Estranho mas memorável para as gentes da Fajã Grande terá sido o Natal de 1869! É que nesse 25 de Dezembro, deu ali à costa, carregada de açúcar mascavado, um sabor de muitos ainda desconhecido, e de aguardente, a barca francesa Republique, que o povo logo invadiu, levando quanto pôde, numa abundância tal que, nas semanas seguintes, até com açúcar se temperaram caldos de couves.
Foram, todavia, os grandes carregamentos de madeira de pinho resinoso que, de forma mais visível, ajudaram a perpetuar a memória, um pouco por toda a ilha, de algumas dessas já longínquas tragédias marítimas. Pela sua dimensão, o antigo Hospital de Santa Cruz e as Igrejas da Lomba, Ponta da Fajã Grande, Fazenda e Fazenda de Santa Cruz relevam entre as várias obras cujas construções foram essencialmente alimentadas, nas suas mais exigentes necessidades em madeiras nobres, pelos naufrágios da galera Ocean, na Fajãzinha, em Maio de 1876, e da barca Brillant, na Quebrada Nova, em Fevereiro de 1899. Já com os seus 180 passageiros e tripulantes postos a salvo, em terra, Lajes das Flores assistiu também, nos primeiros dias de Março de 1727, ao afundamento do galeão Nossa Senhora das Angústias e São José, que, rebentadas as amarras e levado para o alto mar, ali foi a pique com quase toda a sua preciosa carga, uma parte do espólio anual de ouro e prata das minas do México e de Potosí, na Bolívia. Cuida-se, que em sinal de reconhecimento por se terem salvo, dois desses espanhóis, mandaram edificar a Capela de Nossa Senhora das Angústias, enquanto dois outros ofereceram algumas imagens ao convento de São Boaventura de Santa Cruz das Flores.

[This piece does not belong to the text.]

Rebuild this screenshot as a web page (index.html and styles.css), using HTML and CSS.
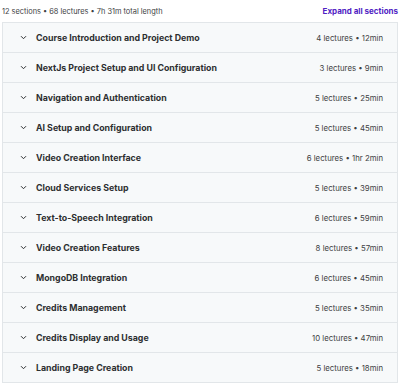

A história dos naufrágios nas Flores é corroborada com dois grandes desastres, já em pleno século XX,, o do paquete holandês Prins der Nederlanden, em Agosto de 1966, na Pedra dos Burros, entre o Lajedo e o Mosteiro, de onde só muito a custo foi rebocado, e o naufrágio do Papadiamandis, um cargueiro liberiano, de mais de 14 mil toneladas de milho, na ponta do Baixio, na Fajã Grande, em Dezembro de 1965.
Mas o maior naufrágio e mais rentável naufrágio para a população da ilha foi o do RMS Slavonia, que, ainda hoje, continua presente no imaginário de muitos florentinos, numa memória que lhes é avivada, no Museu das Flores e em muitas das casas da ilha, incluindo algumas da Fajã Grande, por uma panóplia de objetos que pertenceram àquele navio, naufragado a sudoeste da ilha, nas costas do Lajedo. Até o papa Pio X, em sinal de gratidão pelo acolhimento que as gentes da ilha haviam dispensado às 597 pessoas que o RMS Slavonia transportava entre Nova Iorque e o porto italiano de Trieste, ofereceu à igreja Matriz de Lajes um cálice de prata.